Start of Data rows
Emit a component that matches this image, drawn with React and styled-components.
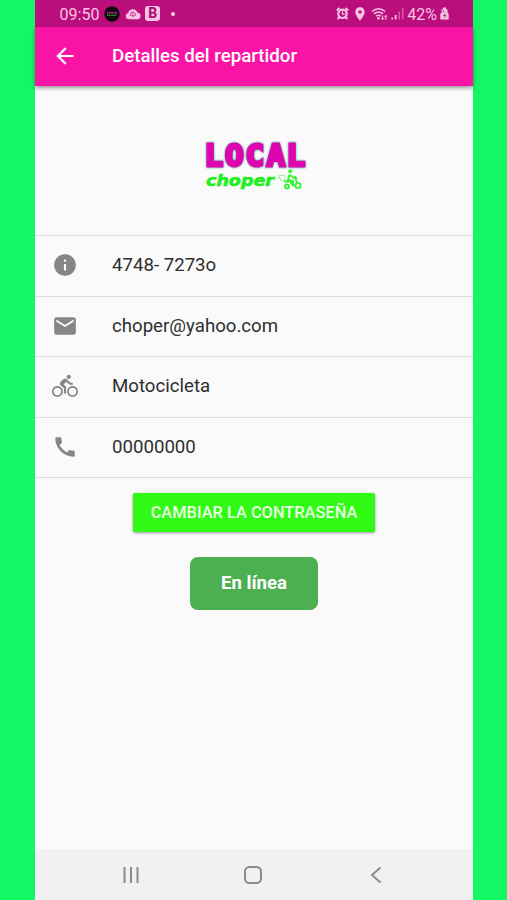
import React from 'react';
import styled, { createGlobalStyle } from 'styled-components';
import {
    MdArrowBack,
    MdInfo,
    MdEmail,
    MdDirectionsBike,
    MdCall,
    MdLocationOn,
} from 'react-icons/md';

const GlobalStyle = createGlobalStyle`
    * {
        box-sizing: border-box;
    }
    body {
        margin: 0;
        background: #14f765;
        font-family: Roboto, sans-serif;
    }
`;

const Screen = styled.div`
    display: flex;
    flex-direction: column;
    width: 438px;
    height: 900px;
    margin-left: 35px;
    background: #fafafa;
`;

const StatusBar = styled.div`
    display: flex;
    align-items: center;
    justify-content: space-between;
    height: 27px;
    padding: 0 24px 0 24.6px;
    background: #b90e7c;
    color: #f8c3e4;
`;

const StatusGroup = styled.div`
    display: flex;
    align-items: center;
    gap: ${({ $gap }) => $gap}px;
`;

const StatusText = styled.span`
    padding-top: 2px;
    font-size: 16px;
    line-height: 20px;
`;

const AppBar = styled.header`
    display: flex;
    align-items: center;
    flex: none;
    height: 59px;
    padding: 0 0 2px 17px;
    background: #f914a5;
    color: #fff;
    box-shadow: 0 2px 4px rgba(0, 0, 0, 0.4);
    z-index: 1;
`;

const Title = styled.h1`
    margin: 0 0 0 34px;
    font-size: 18.7px;
    font-weight: 500;
`;

const LogoSection = styled.div`
    display: flex;
    align-items: center;
    justify-content: center;
    flex: none;
    height: 149px;
    padding: 10px 0 0 3px;
`;

const Details = styled.ul`
    flex: none;
    margin: 0;
    padding: 0;
    list-style: none;
    border-top: 1px solid #dcdcdc;
`;

const DetailItem = styled.li`
    display: flex;
    align-items: center;
    height: 60.6px;
    padding: 0 0 1px 17px;
    border-bottom: 1px solid #dcdcdc;
    color: #868686;
`;

const DetailText = styled.span`
    margin-left: 34px;
    font-size: 18.65px;
    line-height: 24px;
    color: #2f2f2f;
`;

const Actions = styled.div`
    display: flex;
    flex: 1;
    flex-direction: column;
    align-items: center;
    gap: 25px;
    padding-top: 14.6px;
`;

const PasswordButton = styled.button`
    width: 242px;
    height: 39px;
    padding: 0;
    border: 0;
    border-radius: 2px;
    background: #31fb14;
    color: #e8fee4;
    font-family: inherit;
    font-size: 16.4px;
    font-weight: 500;
    white-space: nowrap;
    text-transform: uppercase;
    box-shadow: 0 1px 3px rgba(0, 0, 0, 0.4);
`;

const OnlineButton = styled.button`
    width: 128px;
    height: 53px;
    padding: 0;
    border: 0;
    border-radius: 8px;
    background: #4caf50;
    color: #fff;
    font-family: inherit;
    font-size: 18.6px;
    font-weight: 700;
`;

const NavBar = styled.nav`
    display: flex;
    align-items: center;
    justify-content: space-between;
    flex: none;
    height: 51px;
    padding: 0 86px 0 84.5px;
    background: #f1f1f1;
`;

const AppBadge = () => (
    <svg width="16" height="16" viewBox="0 0 16 16">
        <circle cx="8" cy="8" r="7.7" fill="#10080d" />
        <path d="M3 6.8h10" stroke="#a32483" strokeWidth="2" strokeDasharray="1.6 .5" />
        <path d="M3 9.3h9.5" stroke="#23913a" strokeWidth="1.4" strokeDasharray="1.3 .4" />
    </svg>
);

const CloudIcon = () => (
    <svg width="16" height="12" viewBox="0 0 16 12">
        <path
            d="M4 11.2a3.2 3.2 0 0 1-.8-6.3A4.8 4.8 0 0 1 12.5 4.8 3.2 3.2 0 0 1 12.3 11.2z"
            fill="currentColor"
        />
        <path
            d="M5.4 8V6.6a2.4 2.4 0 0 1 4.9 0V8M7.8 5.6v2.8M6.6 7.2l1.2 1.4L9 7.2"
            fill="none"
            stroke="#b90e7c"
            strokeWidth=".8"
        />
    </svg>
);

const LetterBadge = styled.span`
    display: flex;
    align-items: center;
    justify-content: center;
    width: 15px;
    height: 15px;
    border-radius: 3px;
    background: #f8c3e4;
    color: #a80b70;
    font-size: 14px;
    font-weight: 700;
    line-height: 15px;
`;

const Dot = styled.i`
    width: 4px;
    height: 4px;
    margin-left: 6px;
    border-radius: 50%;
    background: #f8d5ea;
`;

const AlarmIcon = () => (
    <svg width="13" height="13" viewBox="0 0 13 13" fill="none" stroke="currentColor">
        <circle cx="6.5" cy="6.8" r="4.2" strokeWidth="2.2" />
        <path d="M6.5 4.3v2.9h2.2" strokeWidth="1.2" />
        <path d="M.8 3.4 3.5 1M12.2 3.4 9.5 1M3.2 10.2l-1.5 2M9.8 10.2l1.5 2" strokeWidth="2" />
    </svg>
);

const WifiIcon = () => (
    <svg width="17" height="14" viewBox="0 0 17 14" fill="none" stroke="currentColor">
        <path d="M.8 4.5Q7.5-1.2 14.2 4.5M2.9 6.9q4.6-3.8 9.2 0M5 9.2q2.5-2 5 0" strokeWidth="1.4" />
        <circle cx="7.5" cy="11.2" r="1.3" fill="currentColor" stroke="none" />
        <path d="M11.6 8.5v4M10.3 11.2l1.3 1.5 1.3-1.5M14.8 13V8.5M13.5 9.9l1.3-1.5 1.3 1.5" />
    </svg>
);

const SignalIcon = () => (
    <svg width="13" height="13" viewBox="0 0 13 13" stroke="currentColor" strokeWidth="1.7">
        <path d="M1.2 10.5v2M4.6 8v4.5" />
        <path d="M8.2 4.5v8M11.7 .8v11.7" opacity=".4" />
    </svg>
);

const BatteryIcon = () => (
    <svg width="9" height="13" viewBox="0 0 9 13">
        <path d="M3 .5h3v1.7h1.5v3.3L8.7 7v5.5H.3V7l1.2-1.5V2.2H3z" fill="currentColor" />
        <path d="M2.4 3.2h1.8v2.2H2.4z" fill="#b9719f" />
        <path d="M5.6 5.6 3.2 9h1.7l-.7 2.7L6.4 8.2H4.9z" fill="#693052" />
    </svg>
);

const LogoSvg = styled.svg`
    overflow: visible;
`;

const BrandText = styled.text`
    fill: #df05ae;
    stroke: #df05ae;
    stroke-width: 3px;
    font-family: 'DejaVu Sans Mono', monospace;
    font-size: 31px;
    font-weight: 700;
    filter: drop-shadow(0 0 0.8px #2d9c8e);
`;

const BrandSubText = styled.text`
    fill: #20ee20;
    stroke: #20ee20;
    stroke-width: 0.6px;
    font-family: 'DejaVu Sans', sans-serif;
    font-size: 16px;
    font-style: italic;
    font-weight: 700;
`;

const Logo = () => (
    <LogoSvg width="104" height="56" viewBox="0 0 104 56">
        <BrandText x="0.5 21 41.5 62.5 82.5" y="28">
            LOCAL
        </BrandText>
        <BrandSubText x="2" y="48" textLength="68" lengthAdjust="spacingAndGlyphs">
            choper
        </BrandSubText>
        {/* delivery rider */}
        <g fill="none" stroke="#3df23d" strokeWidth="2">
            <circle cx="86.2" cy="33.3" r="2" fill="#3df23d" stroke="none" />
            <path d="M85.5 36.5 84 42l5 1v5M86 37l4 3h3M91 38l2.5 8M80 43.5h6l3 4h3" />
            <circle cx="83" cy="48.5" r="2" />
            <circle cx="94" cy="47.5" r="2.6" />
            <path d="M75 37.5h6v5h-4zM74 39l3 3" strokeWidth="1" opacity=".5" />
        </g>
    </LogoSvg>
);

const details = [
    { id: 'code', icon: MdInfo, text: '4748- 7273o' },
    { id: 'email', icon: MdEmail, text: 'choper@yahoo.com' },
    { id: 'vehicle', icon: MdDirectionsBike, text: 'Motocicleta' },
    { id: 'phone', icon: MdCall, text: '00000000' },
];

const App = () => (
    <>
        <GlobalStyle />
        <Screen>
            <StatusBar>
                <StatusGroup $gap={4.6}>
                    <StatusText>09:50</StatusText>
                    <AppBadge />
                    <CloudIcon />
                    <LetterBadge>B</LetterBadge>
                    <Dot />
                </StatusGroup>
                <StatusGroup $gap={3}>
                    <AlarmIcon />
                    <MdLocationOn size={16} />
                    <WifiIcon />
                    <SignalIcon />
                    <StatusText>42%</StatusText>
                    <BatteryIcon />
                </StatusGroup>
            </StatusBar>

            <AppBar>
                <MdArrowBack size={26} />
                <Title>Detalles del repartidor</Title>
            </AppBar>

            <LogoSection>
                <Logo />
            </LogoSection>

            <Details>
                {details.map(({ id, icon: Icon, text }) => (
                    <DetailItem key={id}>
                        <Icon size={26} />
                        <DetailText>{text}</DetailText>
                    </DetailItem>
                ))}
            </Details>

            <Actions>
                <PasswordButton>Cambiar la contraseña</PasswordButton>
                <OnlineButton>En línea</OnlineButton>
            </Actions>

            <NavBar>
                <svg width="22" height="22" viewBox="0 0 22 22" stroke="#8b8b8b" strokeWidth="2">
                    <path d="M4.5 3v16M11 3v16M17.5 3v16" />
                </svg>
                <svg width="22" height="22" viewBox="0 0 22 22" fill="none" stroke="#8b8b8b" strokeWidth="2">
                    <rect x="3" y="3" width="16" height="16" rx="4.5" />
                </svg>
                <svg width="22" height="22" viewBox="0 0 22 22" fill="none" stroke="#8b8b8b" strokeWidth="2">
                    <path d="m15.5 3.5-8.5 7.5 8.5 7.5" />
                </svg>
            </NavBar>
        </Screen>
    </>
);

export default App;
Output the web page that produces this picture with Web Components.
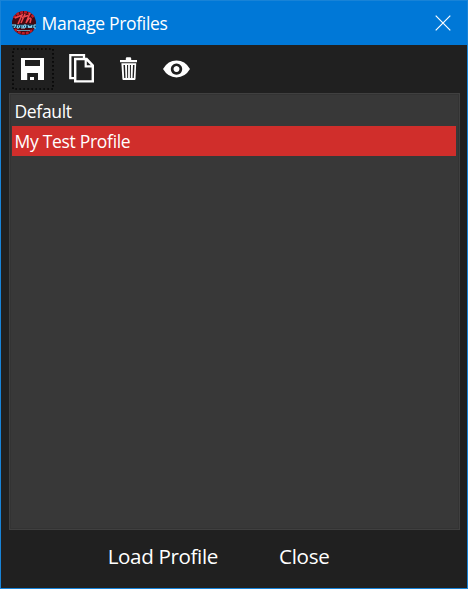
End of Data rows
■ Goal of the exercise ■
For the entries above, state how many lines contain the word "with". Provide the number by itself.

■ Full response ■
2